Italian Comfort With a Respectable Wine Bench
Downtown · Winston Salem · Italian · Visit Website ↗
Reviewed June 25, 2026
Wingman Metrics
The list at Cibo Trattoria reads like someone actually thought about it — there's a real Italian backbone here, not just a Chianti and a Barolo slapped on at the end. It's not a deep cellar, but for downtown Winston-Salem, this is a step above what most Italian spots bother to put together. You won't feel embarrassed ordering off it.
Italy does the heavy lifting, with solid representation across Veneto (Soave, Valpolicella), Piedmont (Barbera d'Alba), Sicily (Nero d'Avola), and Abruzzo (Montepulciano) — a thoughtful nod to regional variety that goes well beyond the usual Pinot Grigio-and-Chianti shortcut. California fills out the rest of the bottle list with familiar names like Caymus, Cakebread, and Duckhorn, which will keep the crowd happy but won't win any points for adventurousness. France shows up in bubbles and a Louis Jadot Burgundy, and there are decent cameos from Washington, Oregon, Spain, and Argentina. The gaps are noticeable — no Barolo, no Brunello, no natural wine, nothing truly esoteric — but for a neighborhood Italian in a mid-sized city, the range is honest and functional.
The glass program runs 8-14 options depending on the day, covering sparkling, white, rosé, and red — which is a reasonable spread. You'll find workhorses like Santa Margherita Pinot Grigio and Meiomi Pinot Noir doing their usual crowd-pleasing thing, alongside more interesting pours like the Demarie Barbera d'Alba Superiore if you know to ask for it. Rotation doesn't appear to be aggressive, so don't expect surprises week to week.
Demarie Barbera d'Alba Superiore — $12–$15 (estimated glass pour)
Barbera d'Alba at this quality tier — fruit-forward, food-friendly, with real Piedmontese character — routinely gets overlooked next to the Caymus crowd. Demarie is a legit producer and this is the kind of wine that actually belongs on an Italian table.
Venturini Massimino Valpolicella Classico
Most guests walk right past Valpolicella Classico to grab a Cab, which is a mistake here. Venturini Massimino is a serious Veneto producer, and a proper Classico — not Ripasso, not Amarone — is the right call with pastas and anything tomato-based. It's the most Italian thing on the list and nobody orders it.
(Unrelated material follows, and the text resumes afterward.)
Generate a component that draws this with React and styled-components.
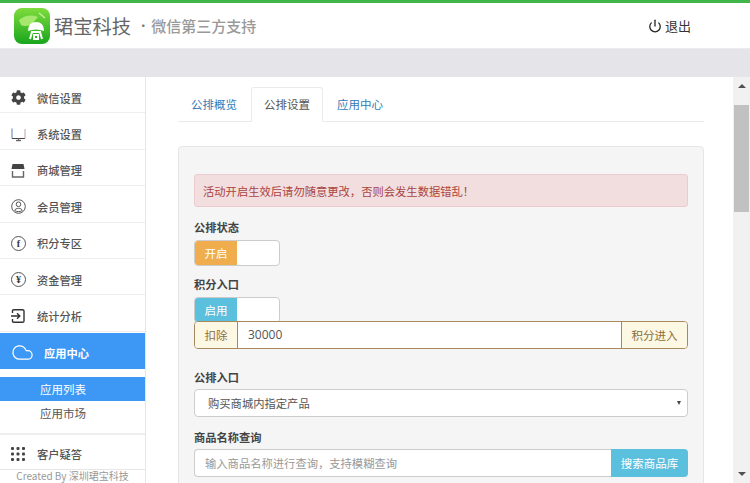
import React from "react";
import styled, {createGlobalStyle} from "styled-components";
import {Power, Cloud} from "lucide-react";
import {FaCog} from "react-icons/fa";

function LetterIcon({children}) {
    return <RoundIcon>{children}</RoundIcon>;
}

function MonitorIcon() {
    return (
        <svg width="15" height="15" viewBox="0 0 15 15" fill="none">
            <path d="M1 1.5V11.5" stroke="#5a7fb0"/>
            <path d="M1 11.5H14" stroke="#444"/>
            <path d="M14 2V11.5" stroke="#c9a0a0"/>
            <path d="M5 13.5H10" stroke="#666" strokeWidth="1.4"/>
            <path d="M7.5 11.5V13.5" stroke="#666"/>
        </svg>
    );
}

function StoreIcon() {
    return (
        <svg width="14" height="15" viewBox="0 0 14 15">
            <path d="M1.5 1H12.5L13.5 6H0.5Z" fill="#444"/>
            <path d="M1.5 8V14H12.5V8" fill="#fff" stroke="#666" strokeWidth="1.4"/>
        </svg>
    );
}

function UserIcon() {
    return (
        <svg width="15" height="15" viewBox="0 0 15 15" fill="none" stroke="#555">
            <circle cx="7.5" cy="7.5" r="6.8"/>
            <circle cx="7.5" cy="5.3" r="2.3"/>
            <path d="M3.8 11.5C4.2 8.6 10.8 8.6 11.2 11.5C10 13 5 13 3.8 11.5Z"/>
        </svg>
    );
}

function EnterIcon() {
    return (
        <svg width="14" height="14" viewBox="0 0 14 14" fill="none" stroke="#333" strokeWidth="1.4">
            <path d="M1.5 4V1.7C1.5 1 2 .7 2.5 .7H11.5C12.5 .7 13 1.2 13 2V12C13 12.8 12.5 13.3 11.5 13.3H2.5C2 13.3 1.5 13 1.5 12.3V10"/>
            <path d="M0 7H8.5M6 4.3L8.8 7L6 9.7"/>
        </svg>
    );
}

function Logo() {
    return (
        <svg width="36" height="36" viewBox="0 0 36 36">
            <defs>
                <linearGradient id="logoBg" x1="0" y1="0" x2="0" y2="1">
                    <stop offset="0" stopColor="#7fdc3c"/>
                    <stop offset="1" stopColor="#18a51e"/>
                </linearGradient>
            </defs>
            <rect width="36" height="36" rx="8" fill="url(#logoBg)"/>
            <path d="M5 12 Q14 5 24 9 L17 17 Q10 19 7 17 Z" fill="#a6e86d"/>
            <path d="M25 5 L31 10" stroke="#c4f09a" strokeWidth="1.5"/>
            <path d="M14 23 Q14 14 22 14 Q30 14 30 23 Q22 20 14 23 Z" fill="#fff"/>
            <path d="M17 24 H27 M18 24 L16 31 M26 24 L28 31 M20 27 H24 V31 H20 Z" stroke="#fff" strokeWidth="2" fill="none"/>
        </svg>
    );
}

function DotsIcon() {
    return (
        <svg width="14" height="14" viewBox="0 0 14 14" fill="#444">
            {[1.5, 7, 12.5].map(y => [1.5, 7, 12.5].map(x => (
                <rect key={`${x}-${y}`} x={x - 1.5} y={y - 1.5} width="3" height="3" rx="1"/>
            )))}
        </svg>
    );
}

const menuTop = [
    {label: "微信设置", icon: <FaCog size={15} color="#444"/>},
    {label: "系统设置", icon: <MonitorIcon/>},
    {label: "商城管理", icon: <StoreIcon/>},
    {label: "会员管理", icon: <UserIcon/>},
    {label: "积分专区", icon: <LetterIcon>f</LetterIcon>},
    {label: "资金管理", icon: <LetterIcon>¥</LetterIcon>},
    {label: "统计分析", icon: <EnterIcon/>},
];

export default function App() {
    return (
        <Page>
            <GlobalStyle/>
            <Header>
                <Brand>
                    <Logo/>
                    <BrandName>珺宝科技</BrandName>
                    <BrandDot>•</BrandDot>
                    <BrandSub>微信第三方支持</BrandSub>
                </Brand>
                <Logout>
                    <Power size={14} strokeWidth={2.2} color="#222"/>
                    <span>退出</span>
                </Logout>
            </Header>
            <GreyBand/>
            <Body>
                <Sidebar>
                    {menuTop.map(item => (
                        <MenuItem key={item.label}>
                            <MenuIcon>{item.icon}</MenuIcon>
                            <span>{item.label}</span>
                        </MenuItem>
                    ))}
                    <ActiveItem>
                        <Cloud size={23} strokeWidth={1.3} color="#fff"/>
                        <span>应用中心</span>
                    </ActiveItem>
                    <SubMenu>
                        <SubItem $active>应用列表</SubItem>
                        <SubItem>应用市场</SubItem>
                    </SubMenu>
                    <LastItem>
                        <MenuIcon><DotsIcon/></MenuIcon>
                        <span>客户疑答</span>
                    </LastItem>
                    <Credit>Created By 深圳珺宝科技</Credit>
                </Sidebar>
                <Main>
                    <Tabs>
                        <Tab>公排概览</Tab>
                        <Tab $active>公排设置</Tab>
                        <Tab>应用中心</Tab>
                    </Tabs>
                    <Panel>
                        <Alert>活动开启生效后请勿随意更改，否则会发生数据错乱！</Alert>
                        <FieldLabel>公排状态</FieldLabel>
                        <Toggle>
                            <ToggleOn $color="#f0ad4e">开启</ToggleOn>
                        </Toggle>
                        <FieldLabel $top={10}>积分入口</FieldLabel>
                        <Toggle>
                            <ToggleOn $color="#5bc0de">启用</ToggleOn>
                        </Toggle>
                        <WarnGroup>
                            <WarnAddon>扣除</WarnAddon>
                            <WarnValue>30000</WarnValue>
                            <WarnAddonEnd>积分进入</WarnAddonEnd>
                        </WarnGroup>
                        <FieldLabel $top={20}>公排入口</FieldLabel>
                        <SelectBox>
                            <span>购买商城内指定产品</span>
                            <SelectCaret/>
                        </SelectBox>
                        <FieldLabel $top={12}>商品名称查询</FieldLabel>
                        <SearchGroup>
                            <SearchInput>输入商品名称进行查询，支持模糊查询</SearchInput>
                            <SearchButton>搜索商品库</SearchButton>
                        </SearchGroup>
                    </Panel>
                </Main>
                <Scrollbar>
                    <ArrowUp/>
                    <Thumb/>
                    <ArrowDown/>
                </Scrollbar>
            </Body>
        </Page>
    );
}

const GlobalStyle = createGlobalStyle`
  html, body {
    margin: 0;
    padding: 0;
    overflow: hidden;
  }
  body {
    font-family: "Noto Sans CJK SC", "Open Sans", sans-serif;
    font-size: 12px;
    color: #333;
  }
  * {
    box-sizing: border-box;
  }
`;

const Page = styled.div`
  width: 750px;
  height: 483px;
  display: flex;
  flex-direction: column;
  overflow: hidden;
  background: #e4e4e9;
`;

const Header = styled.header`
  height: 49px;
  flex: none;
  background: #fff;
  border-top: 3px solid #3fb54a;
  border-bottom: 1px solid #ececf0;
  display: flex;
  align-items: center;
  justify-content: space-between;
  padding: 0 59px 0 14px;
`;

const Brand = styled.div`
  display: flex;
  align-items: center;
`;

const BrandName = styled.div`
  font-size: 19.3px;
  color: #666;
  margin-left: 4px;
`;

const BrandDot = styled.div`
  font-size: 12px;
  color: #777;
  margin: 0 2px 0 6px;
`;

const BrandSub = styled.div`
  font-size: 15px;
  font-weight: 500;
  color: #999;
`;

const Logout = styled.div`
  display: flex;
  align-items: center;
  gap: 3px;
  font-size: 13px;
  color: #333;
`;

const GreyBand = styled.div`
  height: 28px;
  flex: none;
`;

const Body = styled.div`
  flex: 1;
  min-height: 0;
  display: flex;
`;

const Sidebar = styled.nav`
  width: 146px;
  flex: none;
  background: #fff;
  border-right: 1px solid #e6e6e6;
  overflow: hidden;
`;

const MenuItem = styled.div`
  height: 36.4px;
  display: flex;
  align-items: center;
  padding: 6px 0 0 11px;
  font-size: 11.25px;
  font-weight: 500;
  color: #555;
  border-bottom: 1px solid #eee;
`;

const MenuIcon = styled.div`
  width: 26px;
  flex: none;
  display: flex;
  align-items: center;
`;

const RoundIcon = styled.div`
  width: 15px;
  height: 15px;
  border: 1px solid #555;
  border-radius: 50%;
  font-size: 10px;
  line-height: 13px;
  text-align: center;
  color: #333;
  font-family: "Liberation Serif", serif;
  font-weight: bold;
`;

const ActiveItem = styled.div`
  height: 36px;
  margin-top: 1px;
  display: flex;
  align-items: center;
  gap: 10px;
  padding: 4px 0 0 11px;
  background: #3d98f5;
  color: #fff;
  font-size: 11.25px;
  font-weight: 700;
`;

const SubMenu = styled.div`
  padding: 8px 0 7px;
  border-bottom: 2px solid #eee;
`;

const SubItem = styled.div`
  height: 24.5px;
  line-height: 24.5px;
  padding-left: 40px;
  font-size: 11.5px;
  color: ${props => props.$active ? "#fff" : "#555"};
  background: ${props => props.$active ? "#3d98f5" : "transparent"};
`;

const LastItem = styled(MenuItem)`
  height: 35px;
  padding-top: 4px;
  border-bottom: 1px solid #e6e6e6;
`;

const Credit = styled.div`
  text-align: center;
  font-size: 10px;
  line-height: 12px;
  color: #999;
  white-space: nowrap;
`;

const Main = styled.main`
  flex: 1;
  min-width: 0;
  background: #fff;
  padding: 10px 29px 0 32px;
  overflow: hidden;
`;

const Tabs = styled.div`
  display: flex;
  gap: 1px;
  height: 35px;
  border-bottom: 1px solid #eaeaea;
`;

const Tab = styled.div`
  width: 72px;
  height: ${props => props.$active ? 35 : 34}px;
  line-height: 33px;
  text-align: center;
  font-size: 11.5px;
  color: ${props => props.$active ? "#555" : "#337ab7"};
  background: ${props => props.$active ? "#fff" : "transparent"};
  border: 1px solid ${props => props.$active ? "#eaeaea" : "transparent"};
  border-bottom-color: ${props => props.$active ? "#fff" : "transparent"};
  border-radius: 3px 3px 0 0;
`;

const Panel = styled.section`
  margin-top: 24px;
  padding: 27px 15px 0;
  height: 400px;
  background: #f5f5f5;
  border: 1px solid #e6e6e6;
  border-radius: 4px;
`;

const Alert = styled.div`
  height: 33px;
  line-height: 33px;
  padding-left: 8px;
  font-size: 11.3px;
  color: #a94442;
  background: #f2dede;
  border: 1px solid #ebccd1;
  border-radius: 3px;
`;

const FieldLabel = styled.div`
  margin-top: ${props => props.$top ?? 12}px;
  height: 17px;
  line-height: 17px;
  font-size: 11.25px;
  font-weight: 700;
  color: #444;
`;

const Toggle = styled.div`
  margin-top: 4px;
  width: 86px;
  height: 26px;
  background: #fff;
  border: 1px solid #ccc;
  border-radius: 4px;
  overflow: hidden;
`;

const ToggleOn = styled.div`
  width: 42px;
  height: 100%;
  line-height: 25px;
  text-align: center;
  font-size: 11.5px;
  color: #fff;
  background: ${props => props.$color};
`;

const WarnGroup = styled.div`
  display: flex;
  height: 28px;
  margin-top: -2px;
  position: relative;
  background: #fff;
  border: 1px solid #a78a5b;
  border-radius: 4px;
  overflow: hidden;
`;

const WarnAddon = styled.div`
  width: 43px;
  flex: none;
  line-height: 26px;
  text-align: center;
  font-size: 11.5px;
  color: #8a6d3b;
  background: #fcf8e3;
  border-right: 1px solid #a78a5b;
`;

const WarnValue = styled.div`
  flex: 1;
  padding-left: 10px;
  line-height: 26px;
  font-family: "Open Sans", sans-serif;
  font-size: 12px;
  color: #555;
`;

const WarnAddonEnd = styled(WarnAddon)`
  width: 66px;
  border-right: 0;
  border-left: 1px solid #a78a5b;
`;

const SelectBox = styled.div`
  margin-top: 3px;
  height: 28px;
  padding: 0 6px 0 13px;
  display: flex;
  align-items: center;
  justify-content: space-between;
  font-size: 11.3px;
  color: #555;
  background: #fff;
  border: 1px solid #ccc;
  border-radius: 4px;
`;

const SelectCaret = styled.div`
  width: 0;
  height: 0;
  border-left: 2.5px solid transparent;
  border-right: 2.5px solid transparent;
  border-top: 4px solid #444;
`;

const SearchGroup = styled.div`
  display: flex;
  height: 28px;
  margin-top: 3px;
`;

const SearchInput = styled.div`
  flex: 1;
  padding-left: 10px;
  line-height: 27px;
  font-size: 11.3px;
  color: #999;
  background: #fff;
  border: 1px solid #ccc;
  border-right: 0;
  border-radius: 4px 0 0 4px;
`;

const SearchButton = styled.div`
  width: 77px;
  flex: none;
  line-height: 28px;
  text-align: center;
  font-size: 11.5px;
  color: #fff;
  background: #5bc0de;
  border-radius: 0 4px 4px 0;
`;

const Scrollbar = styled.div`
  width: 17px;
  flex: none;
  background: #f1f1f1;
  display: flex;
  flex-direction: column;
  align-items: center;
  justify-content: space-between;
  position: relative;
`;

const ArrowUp = styled.div`
  margin-top: 7px;
  width: 0;
  height: 0;
  border-left: 4px solid transparent;
  border-right: 4px solid transparent;
  border-bottom: 4px solid #505050;
`;

const ArrowDown = styled.div`
  margin-bottom: 7px;
  width: 0;
  height: 0;
  border-left: 4px solid transparent;
  border-right: 4px solid transparent;
  border-top: 4px solid #505050;
`;

const Thumb = styled.div`
  position: absolute;
  top: 28px;
  left: 1px;
  width: 15px;
  height: 107px;
  background: #c1c1c1;
`;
Caymus Cabernet Sauvignon, Napa Valley
Caymus is everywhere, it's marked up everywhere, and at an Italian trattoria it's the least interesting wine you could possibly choose. You're paying a premium for a brand name that has nothing to do with the food on the table. Order literally anything Italian on this list instead.
Venturini Massimino Valpolicella Classico + Zucchine De Involtini
Valpolicella Classico's bright cherry fruit and tangy acidity cut right through the ricotta and play off the tomato sauce without overwhelming the delicate zucchini. It's a regional match — Veneto wine, Italian technique — and it actually makes sense on the plate.
✔️ The Bottom Line
Cibo Trattoria isn't going to blow a wine geek's mind, but it's doing more than most Italian spots in Winston-Salem bother to do — and if you order smart, you'll drink well. Stick to the Italian side of the list and you'll leave happy.